Young school age children are beginning to understand the uses and dangers of electrical power. Letting them plug in and use lamps and certain electrical appliances and tools is fine as long as they are in good repair. By this time they should know the basic rules of safety listed above.

Don’t leave safety instruction to your child’s school, however. They may or may not include electrical safety in their curriculum. Explicit teaching is necessary. If your young child is a risk-taker, make sure you closely monitor them around sources of electrical power. Better safe than sorry!

At this age children become fascinated with all sources of power. This is a good time to help them learn about the history of electricity, the various ways electricity is produced, and about ways to conserve electricity. Finding ways to save energy can become a fun family project!

Main points to address:

  • Explicit instruction on electrical safety is necessary. Don’t wait for your child’s school to do it.
  • Monitor your child’s use of electricity.
  • Help them learn how electricity is produced and how to conserve it.

Grades 4-6th

Older school age children generally recognize electrical dangers and know what to do to avoid them. The outdoor safety tips listed above are particularly important at this age.

Your child must also be able to resist the temptations they may encounter when playing with other children and when out of your direct supervision. Teach them to say “No” to friends and to report any dangerous situations to an adult.
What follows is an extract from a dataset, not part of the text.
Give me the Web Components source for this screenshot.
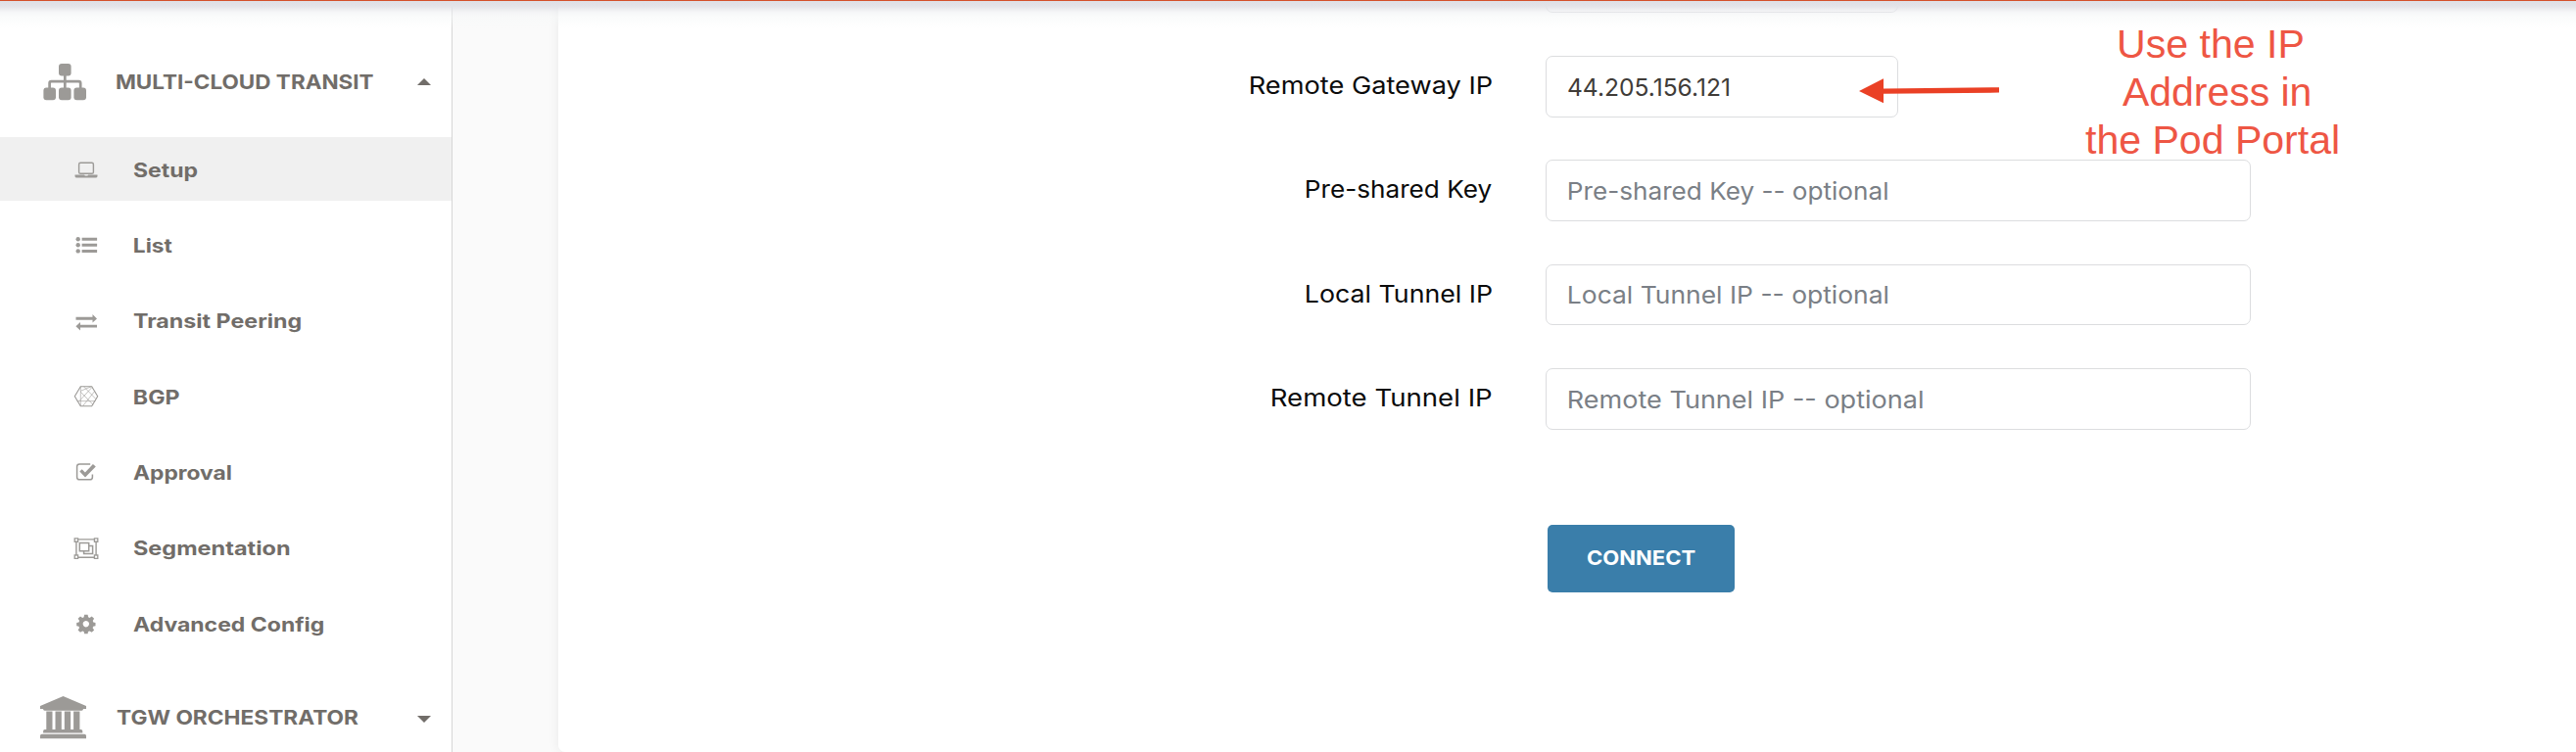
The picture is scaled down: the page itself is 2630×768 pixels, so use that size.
<!DOCTYPE html>
<html lang="en">
<head>
<meta charset="utf-8">
<title>Multi-Cloud Transit Setup</title>
<style>
html,body{margin:0;height:100%;overflow:hidden;background:#fafafa;font-family:Inter,"Liberation Sans",sans-serif}
</style>
</head>
<body>
<transit-app></transit-app>
<script>
const define = (name, html, ready) => {
  const t = document.createElement('template');
  t.innerHTML = html;
  customElements.define(name, class extends HTMLElement {
    constructor() {
      super();
      this.attachShadow({mode: 'open'}).append(t.content.cloneNode(true));
    }
    connectedCallback() { if (ready) ready(this, this.shadowRoot); }
  });
};

/* A one-line text whose visible ink is exactly `w` pixels wide. */
const pen = document.createElement('canvas').getContext('2d');
define('fit-text', `
<style>
:host{display:block;flex:none;white-space:nowrap}
span{display:inline-block;transform-origin:0 50%}
</style><span></span>`, (el, root) => {
  const size = el.getAttribute('size'), weight = el.getAttribute('weight') || 400;
  const family = el.getAttribute('family') || 'Inter';
  const w = +el.getAttribute('w'), text = el.getAttribute('text'), span = root.querySelector('span');
  span.textContent = text;
  span.style.font = weight + ' ' + size + 'px/' + (el.getAttribute('line') || 30) + 'px "' + family + '", sans-serif';
  pen.font = weight + ' ' + size + 'px "' + family + '", sans-serif';
  const m = pen.measureText(text);
  const k = w / (m.actualBoundingBoxRight + m.actualBoundingBoxLeft);
  el.style.width = w + 'px';
  span.style.transform = 'translateX(' + (m.actualBoundingBoxLeft * k) + 'px) scaleX(' + k + ')';
});

const icons = {
  laptop: '<rect x="5.6" y="6.3" width="14.8" height="11" rx="1.6" fill="none" stroke="currentColor" stroke-width="1.4"/><path d="M1.5 18.6h9.7q0 .9 1 .9h1.8q1 0 1-.9h9.5v1.3q0 1.5-2 1.5h-19q-2 0-2-1.5z"/>',
  list: '<circle cx="4.7" cy="7.2" r="2.2"/><circle cx="4.7" cy="13.3" r="2.2"/><circle cx="4.7" cy="19.4" r="2.2"/><path d="M8.6 5.7h15.5v3H8.6zM8.6 11.8h15.5v3H8.6zM8.6 17.9h15.5v3H8.6z"/>',
  exchange: '<path d="M2.5 9.8h17V7l4.5 4.4-4.5 4.2v-2.9h-17zM24 20.5H7v2.9l-4.6-4.2L7 15v2.7h17z"/>',
  bgp: '<g fill="none" stroke="currentColor"><path d="M7.3 3.8h11.4l6 10-6 10H7.3l-6-10z" stroke-width="1.1"/><path d="M7.3 3.8v20M7.3 8.3l10.9-4.5M7.3 9.2L20 22.3M18.7 4.8L6 18.6M10.6 3.8l12.3 12.7M21.6 8.6L9.6 23.6M3.6 18.6h18.8" stroke-width=".6"/></g>',
  check: '<path d="M17.2 5H6.2Q3.6 5 3.6 7.6v10.6q0 2.6 2.6 2.6h10.6q2.6 0 2.6-2.6v-2.7" fill="none" stroke="currentColor" stroke-width="1.5"/><path d="M6.3 12.4l2.4-2.2 3.2 3.2 8-8.5 2.9 2.6L12 18.4z"/>',
  group: '<g fill="none" stroke="currentColor"><path d="M4.6 4.9h16.8M4.6 23.2h16.8M2.9 6.6v15M23.1 6.6v15" stroke-width="1.4"/><path d="M1.2 3.9h3.4v3.4H1.2zM21.4 3.9h3.4v3.4h-3.4zM1.2 20.9h3.4v3.4H1.2zM21.4 20.9h3.4v3.4h-3.4z" stroke-width="1.3"/><path d="M6.3 8.4h9.4v8.3H6.3zM15.8 11.4h3.8v8.2h-9V16.8" stroke-width="1.5"/></g>',
  gear: '<path fill-rule="evenodd" d="M11.1 4.7h3.5l.5 2.6 1.4.6 2.2-1.5 2.4 2.4-1.4 2.2.6 1.5 2.2.4v3.4l-2.3.5-.6 1.4 1.5 2.2-2.4 2.4-2.2-1.4-1.5.6-.4 2.3h-3.5l-.5-2.3-1.4-.6-2.2 1.4-2.4-2.4 1.4-2.2-.5-1.4-2.3-.5v-3.4l2.3-.4.6-1.5-1.5-2.2L7 6.4l2.2 1.5 1.4-.6zM12.8 11a3.2 3.2 0 1 0 .01 0z"/>'
};

define('side-item', `
<style>
:host{display:flex;align-items:center;height:65px;padding-left:74.5px;margin-bottom:12.3px;color:#9c9a97;box-sizing:border-box}
:host([active]){background:#f0f0f0}
svg{width:26px;height:26px;fill:currentColor;margin-right:35px;flex:none}
fit-text{color:#716d69;padding-top:2.8px}
</style><svg viewBox="0 0 26 26"></svg>`, (el, root) => {
  root.querySelector('svg').innerHTML = icons[el.getAttribute('icon')];
  const f = document.createElement('fit-text');
  f.setAttribute('size', 20); f.setAttribute('weight', 650);
  f.setAttribute('w', el.getAttribute('w')); f.setAttribute('text', el.getAttribute('label'));
  f.style.marginLeft = (el.getAttribute('dx') || 0) + 'px';
  root.append(f);
});

define('side-group', `
<style>
:host{display:flex;align-items:center;height:113px;color:#9c9a97;box-sizing:border-box;padding-right:21.5px}
.icon{width:118.6px;flex:none;box-sizing:border-box;padding-left:40px;display:flex}
fit-text{color:#716d69}
.caret{margin-left:auto;width:0;height:0;border:7.2px solid transparent}
.up{border-bottom:7.4px solid #716d69;border-top:0}
.down{border-top:7.4px solid #716d69;border-bottom:0;margin-top:3px}
</style><div class="icon"><slot></slot></div><fit-text></fit-text><div class="caret"></div>`, (el, root) => {
  const old = root.querySelector('fit-text'), f = document.createElement('fit-text');
  f.setAttribute('size', 20.6); f.setAttribute('weight', 650);
  f.setAttribute('w', el.getAttribute('w')); f.setAttribute('text', el.getAttribute('label'));
  old.replaceWith(f);
  root.querySelector('.caret').classList.add(el.getAttribute('caret'));
});

define('side-nav', `
<style>
:host{display:block;flex:none;width:462px;height:768px;box-sizing:border-box;background:#fff;border-right:1px solid #d6d6d6;overflow:hidden;padding-top:27px}
.last{margin-top:-5px}
svg{display:block;fill:currentColor;width:52px;height:46px}
</style>
<side-group label="MULTI-CLOUD TRANSIT" w="261.8" caret="up">
<svg viewBox="40 60 52 46"><rect x="60" y="64" width="12.6" height="12.6" rx="3"/><rect x="44.4" y="88.6" width="12.6" height="12.6" rx="3"/><rect x="60" y="88.6" width="12.6" height="12.6" rx="3"/><rect x="75.4" y="88.6" width="12.6" height="12.6" rx="3"/><path d="M66.3 75v15M50.6 90v-6q0-1.8 1.8-1.8h28q1.8 0 1.8 1.8v6" fill="none" stroke="currentColor" stroke-width="2.7"/></svg>
</side-group>
<side-item active icon="laptop" label="Setup" w="65.4"></side-item>
<side-item icon="list" label="List" w="38.5" dx="1"></side-item>
<side-item icon="exchange" label="Transit Peering" w="171.5"></side-item>
<side-item icon="bgp" label="BGP" w="46.6" dx="1"></side-item>
<side-item icon="check" label="Approval" w="100.5"></side-item>
<side-item icon="group" label="Segmentation" w="160"></side-item>
<side-item icon="gear" label="Advanced Config" w="194.6"></side-item>
<side-group class="last" label="TGW ORCHESTRATOR" w="247.5" caret="down">
<svg viewBox="40 709 52 46"><path d="M64.5 710L88 720v3h-3q0 1.7-1.7 1.7H45.7q-1.7 0-1.7-1.7h-3v-3zM47.3 725.5h6.2v18.5h3v-18.5h6.3v18.5h3v-18.5h6.3v18.5h3v-18.5h6.3v18.5h1.2q1.7 0 1.7 1.7v1.7H44.1v-1.7q0-1.7 1.7-1.7h1.5zM42.7 748.7h43.6q1.7 0 1.7 1.7v2.8H41v-2.8q0-1.7 1.7-1.7z"/></svg>
</side-group>`);

define('form-row', `
<style>
:host{display:flex;height:62.7px;margin-bottom:43.6px;align-items:flex-start}
.label{width:953.3px;display:flex;justify-content:flex-end;color:#0b0b0b;padding-top:15.1px;flex:none}
.box{margin-left:54.7px;box-sizing:border-box;height:62.7px;border:1.3px solid #dcdddf;border-radius:7px;background:#fff;padding:15.8px 0 0 22.6px;color:#7a7f86}
.box.value{color:#403c38;padding-left:21.8px}
</style><div class="label"></div><div class="box"></div>`, (el, root) => {
  const add = (sel, text, w) => {
    if (!text) return;
    const f = document.createElement('fit-text');
    f.setAttribute('size', 24.4); f.setAttribute('w', w); f.setAttribute('text', text);
    f.setAttribute('weight', 400);
    root.querySelector(sel).append(f);
  };
  add('.label', el.getAttribute('label'), el.getAttribute('lw'));
  add('.box', el.getAttribute('value') || el.getAttribute('placeholder'), el.getAttribute('tw'));
  const box = root.querySelector('.box');
  box.style.width = el.getAttribute('box') + 'px';
  box.classList.toggle('value', el.hasAttribute('value'));
});

define('connect-button', `
<style>
:host{display:flex;box-sizing:border-box;width:191px;height:69px;margin:97.3px 0 0 1010px;border-radius:5px;background:#3a7eaa;color:#fff;justify-content:center;align-items:center}
</style><fit-text size="20.4" weight="700" w="110.5" text="CONNECT"></fit-text>`);

define('form-card', `
<style>
:host{display:block;flex:1;margin-left:108px;height:768px;box-sizing:border-box;background:#fff;border-radius:0 0 0 7px;box-shadow:0 0 12px rgba(0,0,0,.07);overflow:hidden}
.rows{margin-top:-49.3px}
</style>
<div class="rows">
<form-row box="360"></form-row>
<form-row label="Remote Gateway IP" lw="246.5" value="44.205.156.121" tw="164" box="360"></form-row>
<form-row label="Pre-shared Key" lw="189.5" placeholder="Pre-shared Key -- optional" tw="325.5" box="720"></form-row>
<form-row label="Local Tunnel IP" lw="189.5" placeholder="Local Tunnel IP -- optional" tw="326" box="720"></form-row>
<form-row label="Remote Tunnel IP" lw="224" placeholder="Remote Tunnel IP -- optional" tw="361.5" box="720"></form-row>
<connect-button></connect-button>
</div>`);

define('help-note', `
<style>
:host{position:absolute;left:1898px;top:20.5px;display:flex;color:#ee5644}
svg{display:block;width:144px;height:30px;margin-top:57.5px}
.lines{margin:.5px 0 0 86.5px;width:258px}
</style>
<svg viewBox="0 0 144 30"><path d="M0 15L25 2.3V12.4L143 11.2V16.6L25 17.8V27.3z" fill="#ea4025"/></svg>
<div class="lines">
<fit-text style="margin-left:35.5px" family="Liberation Sans" size="41" line="49" w="187.5" text="Use the IP"></fit-text>
<fit-text style="margin-left:38px" family="Liberation Sans" size="41" line="49" w="191.5" text="Address in"></fit-text>
<fit-text family="Liberation Sans" size="41" line="49" w="258" text="the Pod Portal"></fit-text>
</div>`);

define('transit-app', `
<style>
:host{display:block;position:relative;width:2630px;height:768px;overflow:hidden;background:#fafafa}
main{display:flex;height:768px}
.top{position:absolute;left:0;right:0;top:0;height:1px;background:#d4502a}
.shade{position:absolute;left:0;right:0;top:1px;height:28px;background:linear-gradient(#dfdfe5,#e3e3e8 18%,rgba(228,228,233,.75) 28%,rgba(238,239,242,.5) 42%,rgba(246,248,248,.5) 58%,rgba(255,255,255,0))}
</style>
<main><side-nav></side-nav><form-card></form-card></main>
<div class="shade"></div><div class="top"></div>
<help-note></help-note>`);
</script>
</body>
</html>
This is a great age to teach your child about alternate energy sources and about “green living”. Using energy wisely has become a necessity. Let your child help find additional ways to ensure safety in the home and to save energy. Being energy safe and savvy is cool!

Main points to address:

  • Outdoor safety tips need to be reinforced at this time.
  • Teach your child to resist temptations presented by peers.
  • Teach your child how to deal with and report dangerous situations.
  • Help your child learn about alternate energy sources.